Washed Up 45 in his single term managed to get three Supreme Court nominees through and a generation of historical accomplishments rolled back.

On Thursday, the Court ruled that the universities violated the Fourteenth Amendment. It struck down policies at Harvard University and the University of North Carolina. The colleges gave preferences to some applicants based on their race.

So this decision not only affects colleges, scholarships, but workplaces and hiring. The companies can literally hire mostly white workers or conservatives if they choose to do so.

"Many universities have for too long wrongly concluded that the touchstone of an individual's identity is not the challenges best, skills built, or lessons learned, but the color of their skin," Chief Justice John Roberts wrote in the court's majority.

The Supreme Court also ruled on Thursday siding with an evangelical Christian worker who was denied requests to take Sundays off from his post office job to observe his Sabbath in a narrower ruling than some religious freedom advocates sought.

While the court did not overrule a precedent that set when employers must make accommodations for religious employees, it did "explain the contours" of that decision in way that may be more beneficial to employees.

The ruling in one of the most closely watched religious cases this term and was one of two major decisions− the court struck down affirmative action policies at Harvard and the University of North Carolina − announced by the Supreme Court on Thursday as a historic term moves to its end.
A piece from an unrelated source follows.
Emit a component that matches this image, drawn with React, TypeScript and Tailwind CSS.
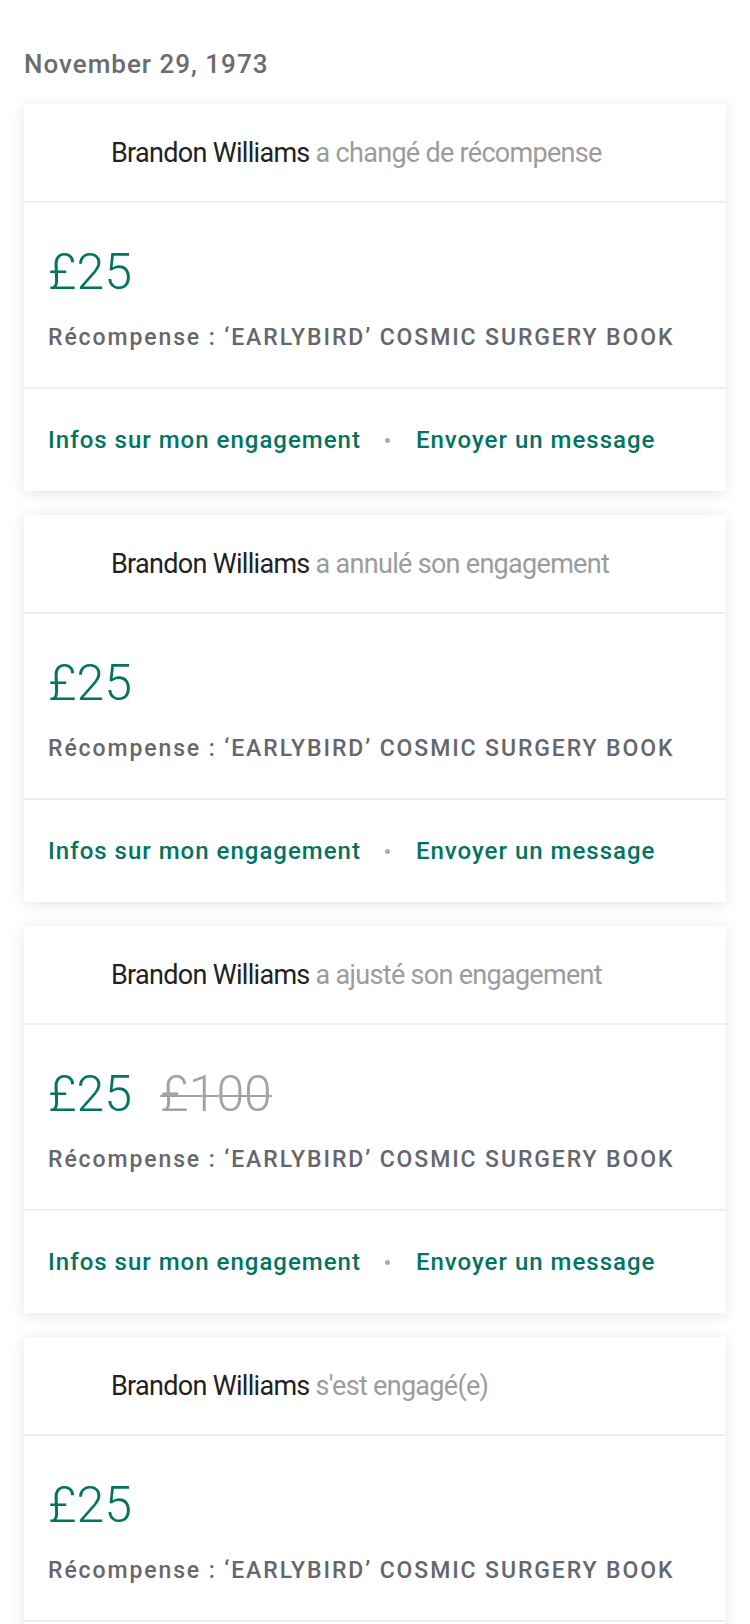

These assholes roll back historic progress.

Justice Samuel Alito wrote the opinion for a unanimous court. The decision sends the case back to lower courts.

At the center of the case is Gerald Groff, a former U.S. Postal Service employee who wanted to take Sundays off for church and rest. That presented a scheduling conflict – and a burden on his colleagues, the government argued – after the Postal Service started delivering Amazon packages on Sundays.

Groff’s attorneys had asked the Supreme Court to toss out a 1977 precedent that made it easier for some companies to deny such requests. The earlier case said that businesses could avoid meeting religious requests if the cost of doing so would be more than a "de minimis," or trivial, amount.

"An employer must show that the burden of granting an accommodation would result in substantial increased costs in relation to the conduct of its particular business," Alito wrote.

The decision could affect other situations where religion and workplace rules conflict, such as for religious dress. Some worried the case could also affect religious conduct at work, giving employees more leeway to exercise their personal views even if they were inconsistent with those held by their employers or colleagues.

Alliance Defending Freedom Senior Counsel and Vice President of Appellate Advocacy John Bursch regarding the U.S. Supreme Court’s decision Thursday in Groff v. DeJoy to uphold meaningful religious accommodations in the workplace for employees of all faiths:"Federal law protects employees' ability to live and work according to their religious beliefs," said John Bursch, senior counsel at Alliance Defending Freedom. "Employers must provide reasonable accommodations for employees’ religious practice unless doing so imposes undue hardships on their operations. For too long, that duty had been erased by a misguided court ruling."

Rachel Laser, president of the Americans United for Separation of Church and State, noted the court clarified its standard rather than overturning it.

“We’re facing an aggressive movement working to weaponize religious freedom, but religious freedom must never be a license to harm others, and that remains true in the workplace," she said.